A seguito dei tanti episodi miracolosi attestati come a Crea da una galleria di ex voto, nel 1788 il Capitolo Vaticano riconobbe virtù soprannaturali alla statua della Vergine che vi si venera; ma molto amata in chiesa è anche un’effigie della Madonna assisa in trono (forse del XVI secolo), di autore ignoto, scolpita insieme alla sedia in un unico blocco di legno.
Dedicato invece alla Passione di Cristo e avviato in costruzione nel 1712 dal padre francescano Michelangelo da Montiglio è il Sacro Monte che si sviluppa su un’altura alle spalle del santuario e dell’adiacente convento. Non si conosce il nome dell’architetto che ne disegnò le tredici cappelline, tutte simili e di piccole dimensioni se si esclude quella della Morte in Croce, con pianta ottagonale e portico anulare.

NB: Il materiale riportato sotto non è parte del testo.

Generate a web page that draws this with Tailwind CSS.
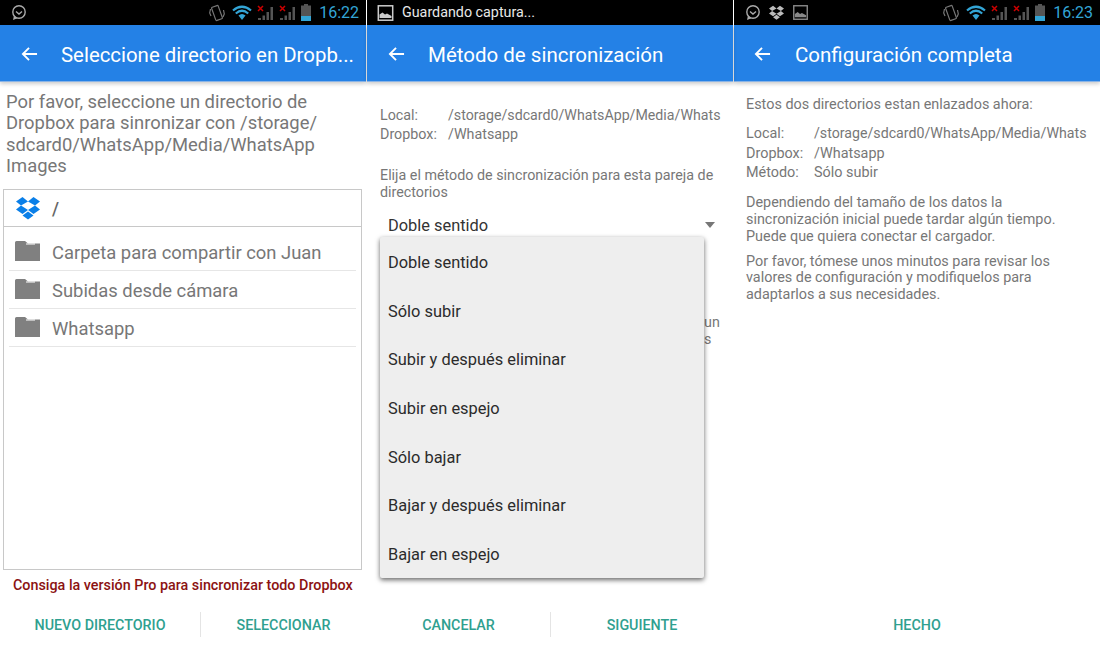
<!DOCTYPE html>
<html>
<head>
<meta charset="utf-8">
<title>Dropsync</title>
<script src="https://cdn.jsdelivr.net/npm/@tailwindcss/browser@4"></script>
</head>
<body class="bg-white overflow-hidden font-['Roboto',sans-serif]">
<svg width="0" height="0" class="absolute">
  <defs>
    <symbol id="back" viewBox="0 0 18 16"><path d="M17 8H2M8.500 1.500 2 8l6.500 6.500" fill="none" stroke="#fff" stroke-width="2"/></symbol>
    <symbol id="folder" viewBox="0 0 25 20"><path d="M0 20V1.500Q0 0 1.500 0H10l3 2.500h12V20z" fill="#808080"/><path d="M11 3h9" stroke="#fff" stroke-width="1"/></symbol>
    <symbol id="dbx" viewBox="0 0 24 24"><path d="M6.500 1 0 5.500 5 9.500 12 5.500zM17.500 1 24 5.500 19 9.500 12 5.500zM0 13.500 6.500 18 12 14 5 9.500zM24 13.500 17.500 18 12 14 19 9.500zM12 15.500 6.500 19.500 12 23.500 17.500 19.500z" fill="currentColor"/></symbol>
    <symbol id="msg" viewBox="0 0 15 15"><circle cx="8" cy="7" r="6.200" fill="none" stroke="#aaa" stroke-width="1.400"/><path d="M5 6.500l3 2.500 3-2.500" fill="none" stroke="#aaa" stroke-width="1.400"/><path d="M3 10.500 2 15l4.500-1.800z" fill="#aaa"/></symbol>
    <symbol id="pic" viewBox="0 0 16 16"><rect x=".8" y=".8" width="14.400" height="14.400" fill="none" stroke="currentColor" stroke-width="1.500"/><path d="M2 13V9.500l3-2 2.500 2 2-1 4.500 2.500v2z" fill="currentColor"/></symbol>
    <symbol id="vib" viewBox="0 0 16 18"><g fill="none" stroke="#777" stroke-width="1.200"><rect x="4.500" y="2" width="7" height="14" rx="1" transform="rotate(-20 8 9)"/><path d="M1.500 5 .7 9l1.300 3M14.500 6l.8 4-1.300 3"/></g></symbol>
    <symbol id="wifi" viewBox="0 0 20 16"><g fill="none" stroke="#33a5d6" stroke-width="2.200"><path d="M1 5.500Q10-2 19 5.500"/><path d="M3.800 8.500Q10 3 16.200 8.500"/></g><path d="M6.500 10.500Q10 7.500 13.500 10.500L10 15z" fill="#33a5d6"/></symbol>
    <symbol id="sig" viewBox="0 0 17 15"><path d="M1 13h3v2H1zM5.500 10.500h2.500V15H5.500zM9.500 7h2.500v8H9.500zM13.500 2H16v13h-2.500z" fill="#555"/><path d="M1 1l5 5M6 1 1 6" stroke="#c00" stroke-width="1.500"/></symbol>
    <symbol id="bat" viewBox="0 0 10 17"><path d="M3 0h4v1.500h3V17H0V1.500h3z" fill="#555"/><path d="M0 12h10v5H0z" fill="#33a5d6"/></symbol>
  </defs>
</svg>
<div class="flex h-[649px] w-[1100px] gap-px bg-white">

  <section class="w-[366px] flex flex-col shrink-0">
    <div class="h-[25px] bg-black flex items-center pl-[11px] pr-[7px]">
      <svg class="w-[15px] h-[15px]"><use href="#msg"/></svg>
      <div class="ml-auto flex items-center">
        <svg class="w-[16px] h-[18px]"><use href="#vib"/></svg>
        <svg class="w-[20px] h-[16px] ml-[7px]"><use href="#wifi"/></svg>
        <svg class="w-[17px] h-[15px] ml-[5px]"><use href="#sig"/></svg>
        <svg class="w-[17px] h-[15px] ml-[5px]"><use href="#sig"/></svg>
        <svg class="w-[10px] h-[17px] ml-[5px]"><use href="#bat"/></svg>
        <span class="ml-[8px] text-[16px] text-[#33a5d6] leading-none">16:22</span>
      </div>
    </div>
    <header class="h-[57px] bg-[#2481e6] border-b border-[#8ab4e6] flex items-center shadow-[0_2px_4px_rgba(0,0,0,0.2)]">
      <svg class="w-[17px] h-[16px] ml-[21px] mt-[1px]"><use href="#back"/></svg>
      <h1 class="ml-[23px] pt-[5px] text-[20.400px] text-white whitespace-nowrap">Seleccione directorio en Dropb...</h1>
    </header>
    <p class="px-[6px] pt-[9px] text-[18.400px] leading-[21.300px] text-[#777]">Por favor, seleccione un directorio de Dropbox para sinronizar con /storage/<br>sdcard0/WhatsApp/Media/WhatsApp Images</p>
    <div class="mx-[3px] mt-[13px] w-[359px] h-[381px] border border-[#c8c8c8]">
      <div class="h-[37px] border-b border-[#c8c8c8] flex items-center pl-[12px] text-[#0a7fe8]">
        <svg class="w-[24px] h-[24px]"><use href="#dbx"/></svg>
        <span class="ml-[12px] text-[18px] font-medium text-[#666]">/</span>
      </div>
      <ul class="mx-[5px] mt-[6px] text-[18.400px] text-[#777]">
        <li class="h-[38px] pt-[2px] border-b border-[#e6e6e6] flex items-center pl-[6px]"><svg class="w-[25px] h-[20px] -mt-[4px]"><use href="#folder"/></svg><span class="ml-[12px]">Carpeta para compartir con Juan</span></li>
        <li class="h-[38px] pt-[2px] border-b border-[#e6e6e6] flex items-center pl-[6px]"><svg class="w-[25px] h-[20px] -mt-[4px]"><use href="#folder"/></svg><span class="ml-[12px]">Subidas desde cámara</span></li>
        <li class="h-[38px] pt-[2px] border-b border-[#e6e6e6] flex items-center pl-[6px]"><svg class="w-[25px] h-[20px] -mt-[4px]"><use href="#folder"/></svg><span class="ml-[12px]">Whatsapp</span></li>
      </ul>
    </div>
    <p class="mt-[5px] pl-[13px] text-[14.330px] leading-[20px] font-medium text-[#8b1212] whitespace-nowrap">Consiga la versión Pro para sincronizar todo Dropbox</p>
    <div class="mt-[17px] h-[25px] flex text-[14.300px] font-medium text-[#2fa08f]">
      <div class="w-[201px] pt-[2px] border-r border-[#e4e4e4] flex items-center justify-center">NUEVO DIRECTORIO</div>
      <div class="flex-1 pt-[2px] flex items-center justify-center">SELECCIONAR</div>
    </div>
  </section>

  <section class="w-[366px] flex flex-col shrink-0 relative">
    <div class="h-[25px] bg-black flex items-center pl-[10px] text-white">
      <svg class="w-[17px] h-[16px] text-[#ccc]"><use href="#pic"/></svg>
      <span class="ml-[8px] text-[14.300px] text-[#e8e8e8]">Guardando captura...</span>
    </div>
    <header class="h-[57px] bg-[#2481e6] border-b border-[#8ab4e6] flex items-center shadow-[0_2px_4px_rgba(0,0,0,0.2)]">
      <svg class="w-[17px] h-[16px] ml-[21px] mt-[1px]"><use href="#back"/></svg>
      <h1 class="ml-[23px] pt-[5px] text-[20.500px] text-white">Método de sincronización</h1>
    </header>
    <div class="px-[13px] pt-[24px] text-[14.300px] leading-[19px] text-[#777] flex-1 overflow-hidden">
      <div class="flex whitespace-nowrap"><span class="w-[68px] shrink-0">Local:</span><span class="text-[14.200px]">/storage/sdcard0/WhatsApp/Media/Whats</span></div>
      <div class="flex"><span class="w-[68px]">Dropbox:</span><span>/Whatsapp</span></div>
      <p class="mt-[23px] leading-[17px]">Elija el método de sincronización para esta pareja de directorios</p>
      <div class="mt-[15px] h-[18px] flex items-center justify-between pl-[8px] pr-[5px] text-[16.400px] text-[#333]">
        <span>Doble sentido</span>
        <span class="w-0 h-0 border-x-[5px] border-x-transparent border-t-[6px] border-t-[#777]"></span>
      </div>
      <p class="ml-[324px] mt-[80px] leading-[17px] whitespace-nowrap">un<br>s</p>
    </div>
    <ul class="absolute left-[13px] top-[237px] w-[324px] h-[341px] pt-[2px] bg-[#eeeeee] rounded-[2px] shadow-[0_2px_5px_rgba(0,0,0,0.6)] text-[16.400px] text-[#2b2b2b]">
      <li class="h-[48.700px] pl-[8px] flex items-center">Doble sentido</li>
      <li class="h-[48.700px] pl-[8px] flex items-center">Sólo subir</li>
      <li class="h-[48.700px] pl-[8px] flex items-center">Subir y después eliminar</li>
      <li class="h-[48.700px] pl-[8px] flex items-center">Subir en espejo</li>
      <li class="h-[48.700px] pl-[8px] flex items-center">Sólo bajar</li>
      <li class="h-[48.700px] pl-[8px] flex items-center">Bajar y después eliminar</li>
      <li class="h-[48.700px] pl-[8px] flex items-center">Bajar en espejo</li>
    </ul>
    <div class="mb-[12px] h-[25px] flex text-[14.300px] font-medium text-[#2fa08f]">
      <div class="w-[184px] pt-[2px] border-r border-[#e4e4e4] flex items-center justify-center">CANCELAR</div>
      <div class="flex-1 pt-[2px] flex items-center justify-center">SIGUIENTE</div>
    </div>
  </section>

  <section class="w-[366px] flex flex-col shrink-0">
    <div class="h-[25px] bg-black flex items-center pl-[11px] pr-[7px]">
      <svg class="w-[15px] h-[15px]"><use href="#msg"/></svg>
      <svg class="w-[15px] h-[15px] ml-[9px] text-[#bbb]"><use href="#dbx"/></svg>
      <svg class="w-[15px] h-[15px] ml-[9px] text-[#888]"><use href="#pic"/></svg>
      <div class="ml-auto flex items-center">
        <svg class="w-[16px] h-[18px]"><use href="#vib"/></svg>
        <svg class="w-[20px] h-[16px] ml-[7px]"><use href="#wifi"/></svg>
        <svg class="w-[17px] h-[15px] ml-[5px]"><use href="#sig"/></svg>
        <svg class="w-[17px] h-[15px] ml-[5px]"><use href="#sig"/></svg>
        <svg class="w-[10px] h-[17px] ml-[5px]"><use href="#bat"/></svg>
        <span class="ml-[8px] text-[16px] text-[#33a5d6] leading-none">16:23</span>
      </div>
    </div>
    <header class="h-[57px] bg-[#2481e6] border-b border-[#8ab4e6] flex items-center shadow-[0_2px_4px_rgba(0,0,0,0.2)]">
      <svg class="w-[17px] h-[16px] ml-[20px] mt-[1px]"><use href="#back"/></svg>
      <h1 class="ml-[24px] pt-[5px] text-[20.500px] text-white">Configuración completa</h1>
    </header>
    <div class="px-[12px] pt-[14px] text-[14.400px] leading-[17px] text-[#777] flex-1">
      <p>Estos dos directorios estan enlazados ahora:</p>
      <div class="mt-[11px] leading-[19.500px]">
        <div class="flex whitespace-nowrap"><span class="w-[68px] shrink-0">Local:</span><span class="text-[14.200px]">/storage/sdcard0/WhatsApp/Media/Whats</span></div>
        <div class="flex"><span class="w-[68px]">Dropbox:</span><span>/Whatsapp</span></div>
        <div class="flex"><span class="w-[68px]">Método:</span><span>Sólo subir</span></div>
      </div>
      <p class="mt-[11px]">Dependiendo del tamaño de los datos la sincronización inicial puede tardar algún tiempo. Puede que quiera conectar el cargador.</p>
      <p class="mt-[9px] leading-[16.800px]">Por favor, tómese unos minutos para revisar los valores de configuración y modifiquelos para adaptarlos a sus necesidades.</p>
    </div>
    <div class="mb-[12px] h-[25px] pt-[2px] flex items-center justify-center text-[14.300px] font-medium text-[#2fa08f]">HECHO</div>
  </section>
</div>
</body>
</html>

Il percorso devozionale che le collega, ancora come a Crea, è ad anello: inizia e termina accanto a un’edicola che precede di poco l’ingresso al santuario. La Via Crucis include tre anomalie: una grande statua in bronzo di San Francesco, opera dello scultore Giovanni Vogliazzi, eretta nel 1960 sul punto più alto del colle; un sentiero didattico su flora e fauna locali con tabelle esplicative anche per non vedenti; l’affaccio su una stazione di scavi archeologici che hanno riportato alla luce tracce dell’Età del Bronzo e resti di un villaggio longobardo.
I dipinti del santuario
Pesanti grate ostacolano la vista delle sacre rappresentazioni all’interno delle cappelle: furono applicate alla fine del ‘700 per impedire ai fedeli e ai religiosi fanatici la lapidazione dei personaggi ritenuti negativi. Malgrado i successivi restauri le statue in gesso e terracotta e gli affreschi portano ancora i segni di quella furia iconoclasta, oltre che di un diffuso abbandono; compongono tuttavia un significativo esempio di narrazione popolare, opera per giunta di artisti ignoti.
Visitato il Sacro Monte, una breve passeggiata in discesa conduce a una croce con cippo commemorativo degli Alpini caduti in guerra. La terrazza di basamento è anche un buon punto di osservazione sulla pianura del Canavese e, a monte, verso la facciata del santuario che svetta tra gli alberi.